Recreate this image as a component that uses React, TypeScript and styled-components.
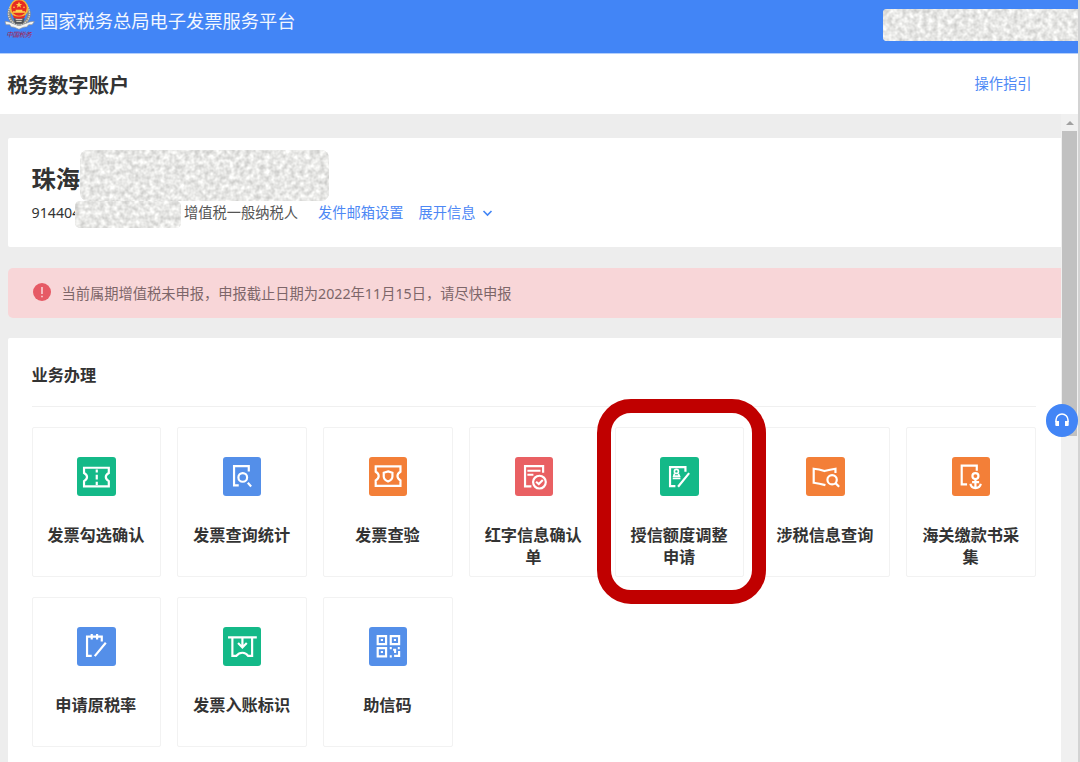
import React from 'react';
import styled, { createGlobalStyle } from 'styled-components';

const GlobalStyle = createGlobalStyle`
  * { box-sizing: border-box; }
  body {
    margin: 0;
    background: #ededed;
    color: #333;
    font-family: 'Noto Sans', 'Noto Sans CJK SC', sans-serif;
    font-size: 14.25px;
    overflow: hidden;
  }
`;

const Page = styled.div`
  display: flex;
  flex-direction: column;
  width: 1080px;
  height: 762px;
  overflow: hidden;
  border-right: 2px solid #d3d3d3;
`;

const Header = styled.header`
  display: flex;
  align-items: flex-start;
  flex: none;
  height: 54px;
  padding-left: 4px;
  background: #4285f6;
  border-bottom: 1px solid #b4cffb;
`;

const Brand = styled.h1`
  flex: 1;
  margin: 8px 0 0 4px;
  font-size: 18.25px;
  font-weight: 400;
  line-height: 26px;
  color: #f2f7ff;
  white-space: nowrap;
`;

const Redacted = styled.div<{ $w: number; $h: number; $radius: string }>`
  position: relative;
  flex: none;
  width: ${(p) => p.$w}px;
  height: ${(p) => p.$h}px;
  border-radius: ${(p) => p.$radius};
  overflow: hidden;
  background: #e8e8e6;
  svg { display: block; }
`;

const UserSlot = styled.div`
  margin: 9px -2px 0 0;
  position: relative;
`;

const TitleBar = styled.div`
  display: flex;
  justify-content: space-between;
  align-items: center;
  flex: none;
  height: 60px;
  padding: 0 46.5px 0 7.5px;
  background: #fff;
`;

const PageTitle = styled.h2`
  margin: 2px 0 0;
  font-size: 20.3px;
  line-height: 30px;
  font-weight: 700;
`;

const Link = styled.a`
  color: #4d88f5;
  line-height: 20px;
  white-space: nowrap;
`;

const Body = styled.div`
  display: flex;
  flex: 1;
  min-height: 0;
`;

const Content = styled.main`
  display: flex;
  flex-direction: column;
  width: 1061px;
  padding: 24.4px 0 0 7.5px;
  gap: 20.3px;
`;

const CompanyCard = styled.section`
  flex: none;
  height: 109px;
  padding: 11.4px 0 0 24px;
  background: #fff;
  border-radius: 2px 0 0 2px;
`;

const CompanyRow = styled.div`
  display: flex;
  height: 51px;
`;

const CompanyName = styled.strong`
  font-size: 24.3px;
  line-height: 36px;
  margin-top: 11px;
  width: 48.5px;
  white-space: nowrap;
`;

const TaxRow = styled.div`
  display: flex;
  height: 27px;
  line-height: 24px;
  white-space: nowrap;
`;

const TaxId = styled.span`
  width: 43.5px;
`;

const TaxType = styled.span`
  margin: 0 20px 0 3px;
  color: #555;
`;

const Expand = styled(Link)`
  display: flex;
  align-items: center;
  gap: 6px;
  height: 24px;
  margin-left: 15px;
  line-height: 24px;
`;

const RowLink = styled(Link)`
  line-height: 24px;
`;

const Alert = styled.section`
  display: flex;
  align-items: center;
  flex: none;
  gap: 11px;
  height: 50.5px;
  padding: 0 0 1px 25px;
  background: #f8d6d8;
  border-radius: 5px 0 0 5px;
  color: #7d6669;
  line-height: 20px;
  svg { margin-top: -1px; }
`;

const AlertText = styled.span`
  margin-top: 3px;
`;

const Panel = styled.section`
  flex: 1;
  padding: 0 25px 0 24px;
  background: #fff;
  border-radius: 2px 0 0 0;
`;

const PanelTitle = styled.h3`
  margin: 0;
  padding-top: 25px;
  height: 68.5px;
  font-size: 16.2px;
  line-height: 24px;
  border-bottom: 1px solid #f0f0f0;
`;

const Grid = styled.div`
  display: grid;
  grid-template-columns: repeat(7, 1fr);
  grid-auto-rows: 150px;
  gap: 20px 16.2px;
  margin-top: 20px;
`;

const Card = styled.div`
  position: relative;
  display: flex;
  flex-direction: column;
  align-items: center;
  padding: 29.4px 14px 0;
  border: 1px solid #f2f2f2;
  border-radius: 2px;
`;

const IconTile = styled.div<{ $color: string }>`
  width: 38.5px;
  height: 38.5px;
  border-radius: 3px;
  background: ${(p) => p.$color};
  svg { display: block; }
`;

const CardLabel = styled.div`
  margin-top: 28.1px;
  margin-left: -1px;
  font-size: 16.2px;
  font-weight: 700;
  line-height: 22.5px;
  text-align: center;
  white-space: pre;
`;

const Highlight = styled.div`
  position: absolute;
  z-index: 1;
  top: -29px;
  right: -22.5px;
  bottom: -28px;
  left: -19px;
  border: 14.5px solid #c00000;
  border-radius: 34px;
`;

const Scrollbar = styled.div`
  width: 17px;
  padding: 7px 1px 0;
  background: #f0f0f0;
`;

const ScrollArrow = styled.div`
  width: 0;
  margin: 0 auto 6px;
  border: 4px solid transparent;
  border-top-width: 0;
  border-bottom: 4px solid #a0a0a0;
`;

const ScrollThumb = styled.div`
  height: 305px;
  background: #c1c1c1;
`;

const Support = styled.button`
  position: absolute;
  z-index: 2;
  top: 404px;
  left: 1045.5px;
  display: flex;
  align-items: center;
  justify-content: center;
  width: 32.5px;
  height: 32.5px;
  padding: 0;
  border: 0;
  border-radius: 50%;
  background: #4285f6;
`;

const GREEN = '#14b988';
const BLUE = '#548fe9';
const ORANGE = '#f37f38';
const RED = '#e96063';

const Noise = ({ id, w, h, seed }: { id: string; w: number; h: number; seed: number }) => (
  <svg width={w} height={h}>
    <filter id={id} x="0" y="0" width="100%" height="100%" colorInterpolationFilters="sRGB">
      <feTurbulence type="fractalNoise" baseFrequency="0.2" numOctaves={2} seed={seed} />
      <feColorMatrix values="0 0 0 0.32 0.75  0 0 0 0.32 0.75  0 0 0 0.32 0.742  0 0 0 0 1" />
    </filter>
    <rect width={w} height={h} filter={`url(#${id})`} />
  </svg>
);

const Emblem = () => (
  <svg width="32" height="42" viewBox="12 0 96 126">
    <path d="M33 22C20 45 32 72 57 74C84 72 94 45 81 22" fill="none" stroke="#8b8b86" strokeWidth="10" />
    <path d="M31 20C18 44 29 70 57 76C86 70 96 44 83 20" fill="none" stroke="#dedbd0" strokeWidth="4" strokeDasharray="4 3" />
    <path d="M15 65C26 62 40 73 57 77C75 73 90 62 103 65L96 74H86L80 81C70 80 65 84 57 88C48 84 42 80 34 81L29 74H18Z" fill="#f4f4f1" stroke="#8d9095" strokeWidth="2" />
    <path d="M40 55H74L70 71H45Z" fill="#53565a" />
    <path d="M47 58H67M49 64H65" stroke="#e8e3d2" strokeWidth="3" />
    <circle cx="57" cy="25" r="28" fill="#f5b93a" />
    <circle cx="57" cy="24" r="23" fill="#e72b22" />
    <path d="M57 5L60 12H67L61 16L63 23L57 19L51 23L53 16L47 12H54Z" fill="#ffd34a" />
    <path d="M39 38H75V34H67V29H47V34H39Z" fill="#ffd34a" />
    <circle cx="42" cy="22" r="2.5" fill="#ffd34a" />
    <circle cx="72" cy="22" r="2.5" fill="#ffd34a" />
    <path d="M38 45C50 51 64 51 76 45L73 53C63 57 51 57 41 53Z" fill="#e72b22" />
    <text x="19" y="112" fontSize="20" fontStyle="italic" fontWeight="400" fill="#a8204a" textLength="76">中国税务</text>
  </svg>
);

const glyphs: Record<string, React.ReactNode> = {
  ticket: (
    <>
      <path d="M21 32H95V48C88 52 86 56 86 60S88 68 95 72V88H21V72C28 68 30 64 30 60S28 52 21 48Z" />
      <path d="M59 37V46M59 53V67M59 74V84" />
    </>
  ),
  docSearch: (
    <>
      <path d="M77 43V27H33V85H47" />
      <circle cx="59" cy="61" r="13" />
      <path d="M74 77L84 88" />
    </>
  ),
  ticketShield: (
    <>
      <path d="M20 28H94V44C87 48 85 52 85 57S87 66 94 70V86H20V70C27 66 29 62 29 57S27 48 20 44Z" />
      <path d="M57 43L70 47V58C70 66 64 70 57 73C50 70 44 66 44 58V47Z" />
    </>
  ),
  docCheck: (
    <>
      <path d="M84 47V27H30V88H49M37 41H76M37 53H55" />
      <circle cx="73" cy="75" r="19" />
      <path d="M63 74L71 81L83 69" />
    </>
  ),
  credit: (
    <>
      <path d="M76 44V30H30V87H46M87 48L54 89" />
      <circle cx="49" cy="43" r="6" strokeWidth="5" />
      <path d="M43 50L41 57H58L55 50M38 64H61" strokeWidth="5" />
    </>
  ),
  mapSearch: (
    <>
      <path d="M88 48V35Q72 37 55 42Q39 36 23 35V77Q40 79 58 84" />
      <circle cx="78" cy="68" r="14" />
      <path d="M88 78L99 89" />
    </>
  ),
  anchor: (
    <>
      <path d="M74 41V26H29V82H45" />
      <circle cx="70" cy="57" r="9" />
      <path d="M70 66V92M60 75H81M55 80Q57 92 70 93Q84 92 86 80" />
    </>
  ),
  notepad: <path d="M74 43V29H30V86H44M44 21V37M60 21V37M86 47L53 87" />,
  receive: <path d="M15 31H101M28 31V86H40Q47 77 58 77Q69 77 75 86H87V31M58 32V60M45 48L58 61L71 48" />,
  qr: (
    <>
      <path d="M26 27H51V51H26ZM65 27H90V51H65ZM26 63H51V88H26Z" />
      <path d="M38.5 36V42M77.5 36V42M38.5 72V78M62 63H68M62 88H68M72 68H78V78M86 63H92M75 86H90V72" strokeLinecap="butt" />
    </>
  ),
};

const services = [
  { label: '发票勾选确认', icon: 'ticket', color: GREEN },
  { label: '发票查询统计', icon: 'docSearch', color: BLUE },
  { label: '发票查验', icon: 'ticketShield', color: ORANGE },
  { label: '红字信息确认\n单', icon: 'docCheck', color: RED },
  { label: '授信额度调整\n申请', icon: 'credit', color: GREEN, highlighted: true },
  { label: '涉税信息查询', icon: 'mapSearch', color: ORANGE },
  { label: '海关缴款书采\n集', icon: 'anchor', color: ORANGE },
  { label: '申请原税率', icon: 'notepad', color: BLUE },
  { label: '发票入账标识', icon: 'receive', color: GREEN },
  { label: '助信码', icon: 'qr', color: BLUE },
];

export default function App() {
  return (
    <Page>
      <GlobalStyle />
      <Header>
        <Emblem />
        <Brand>国家税务总局电子发票服务平台</Brand>
        <UserSlot>
          <Redacted $w={197} $h={32} $radius="4px 0 0 4px">
            <Noise id="noise-user" w={197} h={32} seed={4} />
          </Redacted>
        </UserSlot>
      </Header>
      <TitleBar>
        <PageTitle>税务数字账户</PageTitle>
        <Link>操作指引</Link>
      </TitleBar>
      <Body>
        <Content>
          <CompanyCard>
            <CompanyRow>
              <CompanyName>珠海</CompanyName>
              <Redacted $w={249} $h={51} $radius="8px">
                <Noise id="noise-name" w={249} h={51} seed={7} />
              </Redacted>
            </CompanyRow>
            <TaxRow>
              <TaxId>914404</TaxId>
              <Redacted $w={106} $h={27} $radius="5px">
                <Noise id="noise-tax" w={106} h={27} seed={11} />
              </Redacted>
              <TaxType>增值税一般纳税人</TaxType>
              <RowLink>发件邮箱设置</RowLink>
              <Expand>
                展开信息
                <svg width="11" height="8" viewBox="0 0 11 8" fill="none" stroke="#4285f6" strokeWidth="1.6">
                  <path d="M1.5 2L5.5 6L9.5 2" />
                </svg>
              </Expand>
            </TaxRow>
          </CompanyCard>
          <Alert>
            <svg width="18" height="18" viewBox="0 0 18 18">
              <circle cx="9" cy="9" r="9" fill="#e65a65" />
              <path d="M9 4V11M9 12.7V14.2" stroke="#fbd9db" strokeWidth="1.5" />
            </svg>
            <AlertText>当前属期增值税未申报，申报截止日期为2022年11月15日，请尽快申报</AlertText>
          </Alert>
          <Panel>
            <PanelTitle>业务办理</PanelTitle>
            <Grid>
              {services.map((s) => (
                <Card key={s.label}>
                  <IconTile $color={s.color}>
                    <svg width="38.5" height="38.5" viewBox="0 0 115 115" fill="none" stroke="#fff" strokeWidth="6.5">
                      {glyphs[s.icon]}
                    </svg>
                  </IconTile>
                  <CardLabel>{s.label}</CardLabel>
                  {s.highlighted && <Highlight />}
                </Card>
              ))}
            </Grid>
          </Panel>
        </Content>
        <Scrollbar>
          <ScrollArrow />
          <ScrollThumb />
        </Scrollbar>
      </Body>
      <Support aria-label="客服">
        <svg width="16" height="16" viewBox="0 0 16 16" fill="none" stroke="#fff" strokeWidth="1.5">
          <path d="M2 10V8A6 6 0 0 1 14 8V10" />
          <path d="M1.3 9H5V14H2.3Q1.3 14 1.3 13ZM14.7 9H11V14H13.7Q14.7 14 14.7 13Z" fill="#fff" stroke="none" />
        </svg>
      </Support>
    </Page>
  );
}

※ ※ ※

■ **WHAT THIS TASK INVOLVES**: Using the listing above, pick out each line that contains the word "components", then copy it.

■ **REPLY**:
Recreate this image as a component that uses React, TypeScript and styled-components.
import styled, { createGlobalStyle } from 'styled-components';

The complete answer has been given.